Entry 12: Missing Values

6 minute read

Wikipedia has a succinct definition of missing values: “missing data, or missing values, occur when no data value is stored for the variable in an observation.” Seems straight forward, but there are different underling reasons for missing data and those reasons can compound their effect in a model.

The notebook where I did my code for this entry can be found on my github page in the Entry 12 notebook

The Problem

Most models are unable to run missing values. Tree-based models are an exception to this rule, but many of the others are intolerant of missingness. Unless I want to be confined to tree-based models (I don’t. Neural nets are basically a bunch of regression models strung together, and they build some of the most robust and accurate models currently possible) I need to be able to account for missing information.

The major hurdle with this issue, as stated above, is that a missing value can mean different things in different contexts. There are various ways to indicate missingness in a dataset, some more appropriate than others in certain contexts.

Definitions

There are two general ways to define missing data:

  • Definitions based on representation: Missing data is the lack of a recorded answer for a particular field.
    • If I received a call from a customer and the system usually logs the phone number they called from, if the logging system is down that would be a lack of a recorded answer.
    • If the customer interacts with me on the internet and the system usually logs the IP address, the phone number logging entry would be empty.
    • Most every model type except tree-based models evaluate missingness on this criteria. If the value is empty, it needs to be addressed one way or another before the model can be run.
  • Definitions based on context: Missing data is lack of a recorded answer where we “expected” to find one.
    • In the second example above with the internet customer interaction, I wouldn’t expect to record the phone number they’re calling from - the value would be missing, but it’s not expected in the context.
    • Context can be addressed through modeling choices - i.e. only model for phone interactions or web interactions (separating these two interaction types immediately reduces the number of missing values because it considers context)

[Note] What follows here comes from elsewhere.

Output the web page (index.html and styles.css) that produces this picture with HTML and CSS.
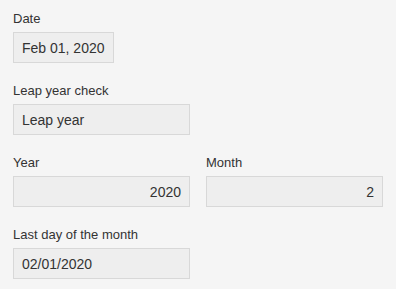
FILE: index.html
```html
<!DOCTYPE html>
<html>
<head>
<meta charset="utf-8">
<link rel="stylesheet" href="styles.css">
</head>
<body>
<div class="form">
  <div class="row">
    <div class="field">
      <div class="label">Date</div>
      <div class="value auto">Feb 01, 2020</div>
    </div>
  </div>
  <div class="row">
    <div class="field">
      <div class="label">Leap year check</div>
      <div class="value">Leap year</div>
    </div>
  </div>
  <div class="row">
    <div class="field">
      <div class="label">Year</div>
      <div class="value num">2020</div>
    </div>
    <div class="field">
      <div class="label">Month</div>
      <div class="value num">2</div>
    </div>
  </div>
  <div class="row">
    <div class="field">
      <div class="label">Last day of the month</div>
      <div class="value">02/01/2020</div>
    </div>
  </div>
</div>
</body>
</html>
```
FILE: styles.css
```css
html, body {
  margin: 0;
  padding: 0;
  background: #f5f5f5;
}
body {
  font-family: "Liberation Sans", Arial, sans-serif;
  color: #333333;
}
.form {
  padding: 10px 0 0 13px;
  display: flex;
  flex-direction: column;
  gap: 19px;
}
.row {
  display: flex;
  gap: 16px;
}
.field {
  display: flex;
  flex-direction: column;
  align-items: flex-start;
}
.label {
  font-size: 13px;
  line-height: 17px;
  margin-bottom: 5px;
  white-space: nowrap;
}
.value {
  box-sizing: border-box;
  width: 177px;
  height: 31px;
  line-height: 28px;
  border: 1px solid #d8d8d8;
  background: #eeeeee;
  font-size: 14px;
  padding: 1px 8px 0;
  white-space: nowrap;
  overflow: hidden;
}
.value.auto {
  width: auto;
}
.value.num {
  text-align: right;
}
```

Within these two definition types we can see the following types of missingness as defined in section 3.4 of Applied Predictive Modeling by Max Kuhn and Kjell Johnson:

  • Undetermined: the value was not determined at the time the data was gathered.
    • Example: For the same customer interaction data, if the process that captures IP addresses goes down we would be unable to capture the data - the information existed but was unable to be determined/recorded.
  • Structurally missing: the missing value itself has information.
    • Example: For the customer interaction scenario, a missing IP for a phone interaction is structurally missing - there was no IP to be captured.

Categories

According to Andrew Gelman, a statistics professor at Columbia University, in his book Data Analysis Using Regression and Multilevel/Hierarchical Models missing data is generally grouped into four categories:

  • Missing completely at random (MCAR)
    • The probability of missingness is the same for all units
    • Example: Rows accidentally skipped during data entry
  • Missing at random (MAR)
    • The the probability of missingness depends on only other, fully recorded variables
    • Example: A power outage shut down a remote sensor and the power outage is captured in another variable
    • The other variables don’t have to predict the missing value, just that it’s missing
  • Missing not at random I (MNAR)
    • Missingness depends on information that has not been recorded
    • Example: The same power outage scenario as in MAR, but the power outage wasn’t recorded
  • Missing not at random II (MNAR)
    • The probability of missingness depends on the variable itself
    • Example: people with higher earnings are less likely to reveal their salary
    • Censoring: where the exact value is missing but something is known about its value
      • Example: People who make >$100K don’t report their earnings
      • Example: Lighter weight chicks die before they can be sampled
      • Example: A sensor cannot measure values under a specific value
      • Example: A duration is unknown because the interaction isn’t yet complete

The Options

There are four ways to deal with missing data:

  • Remove the observation (delete the whole row)
  • Remove the variable (delete the whole column)
  • Create a new category or enter a dummy value (new category - like “missing” or “unknown”; dummy variable - like 999 or -1)
  • Impute the value (make an educated guess)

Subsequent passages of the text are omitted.